Dass das Wort „Vorständin“ eigentlich ein unsinniges Nicht-Wort ist, weil der „Vorstand“ kein Mann, sondern ein Gremium ist, und es für die Frauen und Männer, die in ihm sitzen, ein korrekteres und sogar absolut geschlechtsneutrales Wort – nämlich „Vorstandsmitglied“ – gibt, spielt für die Entscheidung keine Rolle. Es gebe ausreichend Hinweise darauf, dass die „Vorständin“ in Deutschland bereits im allgemeinen Sprachgebrauch angekommen ist. Einige Firmen oder Institutionen bezeichneten die weiblichen Mitglieder des Gremiums bereits als „Vorständin“. Das reicht Herrn Scholze-Stubenrecht.
Sprache ist Macht
Eine Petitesse ist das alles keineswegs. Denn Sprache ist nicht so harmlos wie Scholze-Stubenrecht und seine Kollegen meinen: Die Veränderung der Sprache beeinflusst, wie und was die Menschen denken. Die Apostel der „geschlechtergerechten“ Sprache wissen das ebenso wie die Machthaber in George Orwells Dystopie „1984“, die mit ihrem „Neusprech“ die Kommunikationsfähigkeit der Bevölkerung so einschränken, dass „Gedankenverbrechen“, also freies Denken, unmöglich wird. Es mag hinter vielen neuen Vokabeln der Unternehmenswelt schlichte Gedankenlosigkeit stecken.
Aber es ist sicher keine vom Himmel gefallene Gewohnheit, dass Unternehmen zum Beispiel von "Personalabbau" sprechen.
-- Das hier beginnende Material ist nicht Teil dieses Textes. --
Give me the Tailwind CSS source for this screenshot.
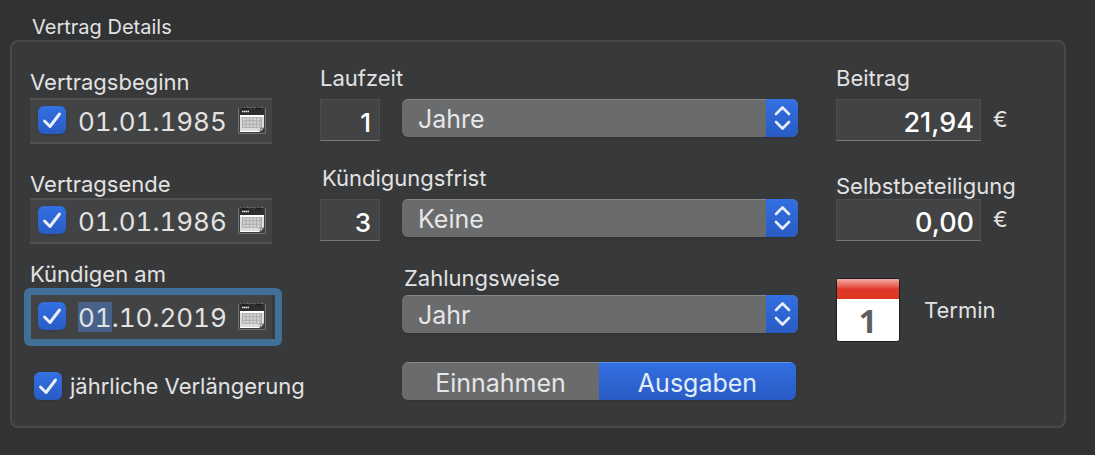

Denn diese nüchterne, architektonische Metapher verschleiert mögliche Folgeschäden für die Betroffenen, aber auch Nachteile für das Unternehmen und vor allem für die Gesellschaft, die die Kosten für die künftigen Arbeitslosen tragen muss.
Der Gleichgültigkeit der deutschen Sprachwissenschaft und der Dudenredaktion muss man daher entgegenhalten, was der große Journalist Friedrich Sieburg einmal im Zorn ausrief: „Wer nicht Deutsch kann, kann nicht denken.“
Für Nicht-Sprachwissenschaftler, denen die Klarheit des Deutschen und vielleicht sogar seine Schönheit am Herzen liegt, wird der Duden also nicht das letzte Wort haben. Denkfreudige und freiheitsliebende Menschen in Unternehmen und überall sonst sollten sich sprachfaulen Verknappungen ebenso verweigern wie verkrampften Wortverboten - Stichwort Neger und Zigeuner - von politisch korrekten Tugendwächtern und pseudomodernen Anglizismen von dümmlichen Allerweltsanglophilen.